Alternatives to correspondence analysis

Correspondence analysis is a popular statistical technique for studying connections, but it’s not the only technique that can uncover insights.

Here are some notable alternative methods that might be appropriate, depending on your project’s specific goals:

Chi-squared tests

You can use this technique to determine whether there’s a relationship between two specific sets of categorical data. However, it doesn’t offer the visualization aspect.

Conducting a chi-squared test allows you to work backward by analyzing a contingency table and calculating the expected correlation data between two completely unrelated variables.

If there’s a statistically significant difference between this expected correlation and the actual amount measured, you can conclude that there’s likely a significant relationship. Software can perform the chi-squared calculations for you.

Principal components analysis (PCA) and factor analysis (FA)

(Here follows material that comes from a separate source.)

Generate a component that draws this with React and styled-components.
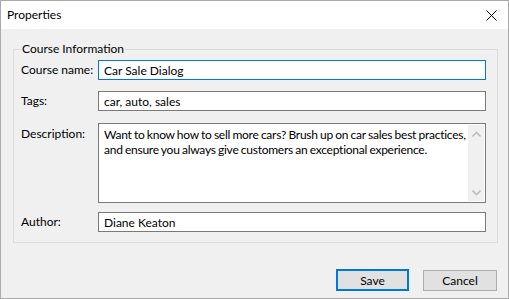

Principal components analysis and factor analysis are statistical techniques used to simplify complex data sets and find hidden patterns. However, they’re better suited for numerical data than categorical data. Correspondence analysis, on the other hand, can handle both.

Principal components analysis reduces the number of variables in your data by computing new ones (principal components) that make it easier to analyze potential relationships.

Factor analysis is very similar. It reduces multiple variables into a smaller group of the most important ones. These are referred to as factors. This process reveals hidden trends in the data.

Summary

By transforming data into a visual representation, correspondence analysis allows researchers to explore potential relationships between variables, even if they don’t yet know what the connections may be.

Despite its limitations, this statistical analysis tool is a valuable and versatile starting point for many different research projects, especially when combined with other methods to help validate findings.